Improving the Efficiency of Variationally Enhanced Sampling with Wavelet-Based Bias Potentials

[Image: see text] Collective variable-based enhanced sampling methods are routinely used on systems with metastable states, where high free energy barriers impede the proper sampling of the free energy landscapes when using conventional molecular dynamics simulations. One such method is variationally enhanced sampling (VES), which is based on a variational principle where a bias potential in the space of some chosen slow degrees of freedom, or collective variables, is constructed by minimizing a convex functional. In practice, the bias potential is taken as a linear expansion in some basis function set. So far, primarily basis functions delocalized in the collective variable space, like plane waves, Chebyshev, or Legendre polynomials, have been used. However, there has not been an extensive study of how the convergence behavior is affected by the choice of the basis functions.
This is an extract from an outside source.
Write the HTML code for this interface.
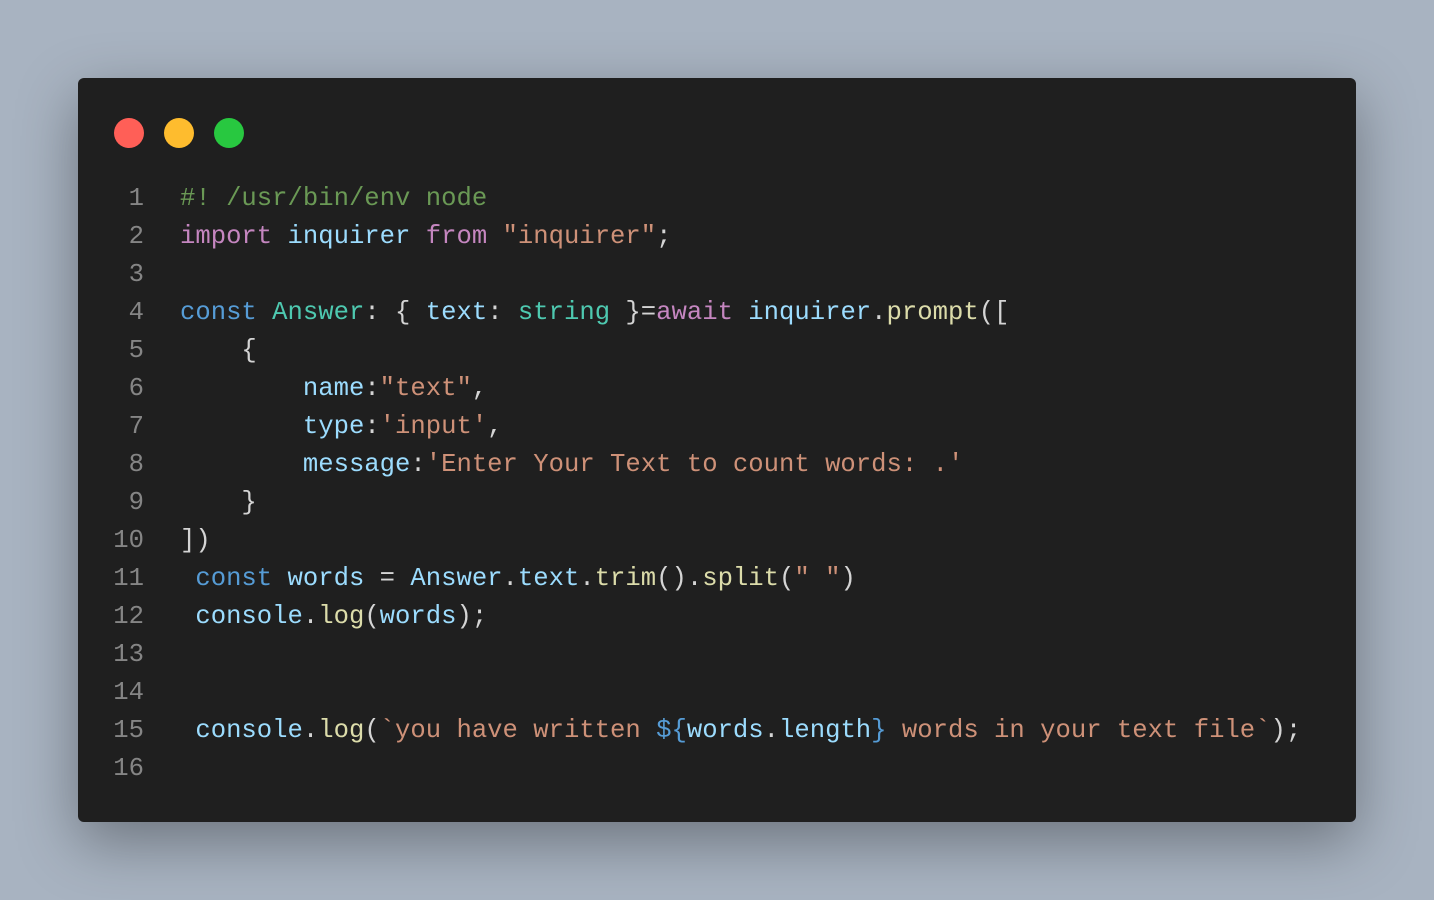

In particular, it remains an open question if localized basis functions might perform better. In this work, we implement, tune, and validate Daubechies wavelets as basis functions for VES. The wavelets construct orthogonal and localized bases that exhibit an attractive multiresolution property. We evaluate the performance of wavelet and other basis functions on various systems, going from model potentials to the calcium carbonate association process in water. We observe that wavelets exhibit excellent performance and much more robust convergence behavior than all other basis functions, as well as better performance than metadynamics. In particular, using wavelet bases yields far smaller fluctuations of the bias potential within individual runs and smaller differences between independent runs. Based on our overall results, we can recommend wavelets as basis functions for VES.